* _PROVIDED DATA_:
>> BEGIN

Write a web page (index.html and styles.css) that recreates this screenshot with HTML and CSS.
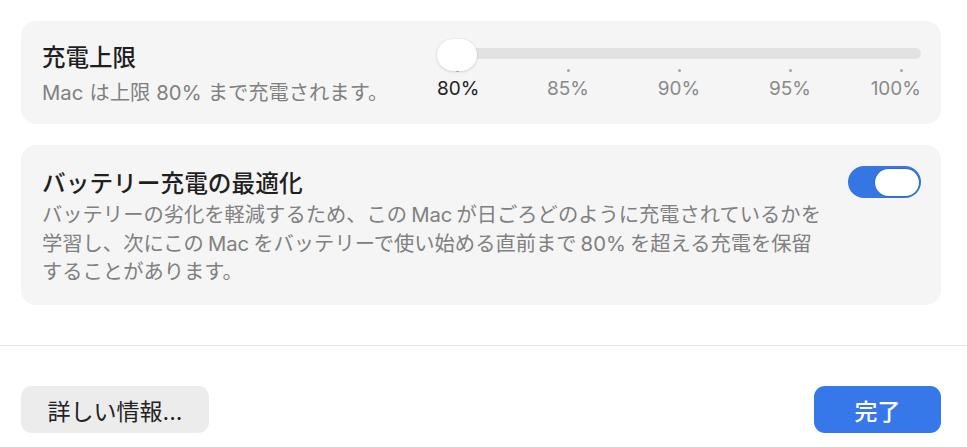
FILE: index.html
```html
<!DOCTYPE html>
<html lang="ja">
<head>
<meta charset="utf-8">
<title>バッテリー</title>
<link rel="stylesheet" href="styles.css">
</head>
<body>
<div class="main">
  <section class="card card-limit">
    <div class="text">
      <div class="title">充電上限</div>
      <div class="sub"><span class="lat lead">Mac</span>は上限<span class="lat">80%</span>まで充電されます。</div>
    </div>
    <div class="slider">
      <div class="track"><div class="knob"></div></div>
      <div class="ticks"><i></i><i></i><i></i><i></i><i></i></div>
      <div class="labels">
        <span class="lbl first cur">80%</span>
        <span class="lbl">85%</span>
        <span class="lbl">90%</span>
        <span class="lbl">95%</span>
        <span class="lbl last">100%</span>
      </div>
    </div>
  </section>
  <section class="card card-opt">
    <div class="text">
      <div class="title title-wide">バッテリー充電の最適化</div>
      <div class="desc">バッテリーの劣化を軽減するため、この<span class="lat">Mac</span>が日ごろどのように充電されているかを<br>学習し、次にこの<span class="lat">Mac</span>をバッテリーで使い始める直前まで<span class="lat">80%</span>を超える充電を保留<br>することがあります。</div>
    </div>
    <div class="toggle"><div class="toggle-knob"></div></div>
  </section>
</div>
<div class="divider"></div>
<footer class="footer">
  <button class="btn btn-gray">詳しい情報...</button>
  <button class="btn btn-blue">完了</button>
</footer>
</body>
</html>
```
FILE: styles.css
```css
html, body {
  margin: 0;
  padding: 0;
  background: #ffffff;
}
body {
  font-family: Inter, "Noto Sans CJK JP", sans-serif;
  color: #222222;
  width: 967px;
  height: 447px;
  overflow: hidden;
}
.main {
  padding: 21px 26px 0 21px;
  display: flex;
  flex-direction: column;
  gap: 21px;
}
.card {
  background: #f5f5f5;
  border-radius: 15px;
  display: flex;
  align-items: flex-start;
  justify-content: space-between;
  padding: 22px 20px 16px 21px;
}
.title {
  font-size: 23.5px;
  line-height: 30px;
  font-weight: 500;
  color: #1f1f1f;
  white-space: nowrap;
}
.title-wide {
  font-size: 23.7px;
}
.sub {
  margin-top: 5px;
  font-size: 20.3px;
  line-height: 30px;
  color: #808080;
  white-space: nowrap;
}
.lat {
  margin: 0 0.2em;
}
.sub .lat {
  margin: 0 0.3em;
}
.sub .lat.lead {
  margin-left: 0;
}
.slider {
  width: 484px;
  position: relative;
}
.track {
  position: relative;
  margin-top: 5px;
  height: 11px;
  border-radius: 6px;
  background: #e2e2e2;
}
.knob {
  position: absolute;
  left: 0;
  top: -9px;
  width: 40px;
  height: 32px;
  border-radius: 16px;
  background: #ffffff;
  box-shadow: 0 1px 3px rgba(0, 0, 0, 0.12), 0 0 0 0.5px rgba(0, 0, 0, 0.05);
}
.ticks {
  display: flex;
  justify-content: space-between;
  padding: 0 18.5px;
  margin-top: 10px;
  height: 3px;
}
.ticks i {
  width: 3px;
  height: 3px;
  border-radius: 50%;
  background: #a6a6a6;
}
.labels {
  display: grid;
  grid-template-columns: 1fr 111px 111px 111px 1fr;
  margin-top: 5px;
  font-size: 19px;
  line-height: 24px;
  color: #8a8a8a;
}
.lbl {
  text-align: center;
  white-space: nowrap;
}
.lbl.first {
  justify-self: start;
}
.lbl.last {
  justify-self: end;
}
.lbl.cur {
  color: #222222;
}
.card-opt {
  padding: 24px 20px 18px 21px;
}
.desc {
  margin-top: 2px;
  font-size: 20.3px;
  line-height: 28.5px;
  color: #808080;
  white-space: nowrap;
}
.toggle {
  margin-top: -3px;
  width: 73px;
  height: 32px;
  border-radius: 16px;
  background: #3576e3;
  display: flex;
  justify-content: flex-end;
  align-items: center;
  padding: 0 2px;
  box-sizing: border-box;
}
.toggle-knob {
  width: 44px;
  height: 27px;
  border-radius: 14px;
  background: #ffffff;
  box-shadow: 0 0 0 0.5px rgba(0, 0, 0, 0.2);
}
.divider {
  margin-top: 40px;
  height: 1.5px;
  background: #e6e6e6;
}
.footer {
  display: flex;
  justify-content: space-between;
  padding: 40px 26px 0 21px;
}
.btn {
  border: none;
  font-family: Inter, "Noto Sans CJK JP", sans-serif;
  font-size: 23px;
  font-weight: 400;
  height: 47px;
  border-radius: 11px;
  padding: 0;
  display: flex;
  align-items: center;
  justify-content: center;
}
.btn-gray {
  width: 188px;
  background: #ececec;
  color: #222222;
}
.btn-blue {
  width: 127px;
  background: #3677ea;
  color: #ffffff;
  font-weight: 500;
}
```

>> END

* _THE EXERCISE_: Only lines with the string "styles" belong in your answer; copy each one.

* _THE OUTPUT_:
Write a web page (index.html and styles.css) that recreates this screenshot with HTML and CSS.
<link rel="stylesheet" href="styles.css">
FILE: styles.css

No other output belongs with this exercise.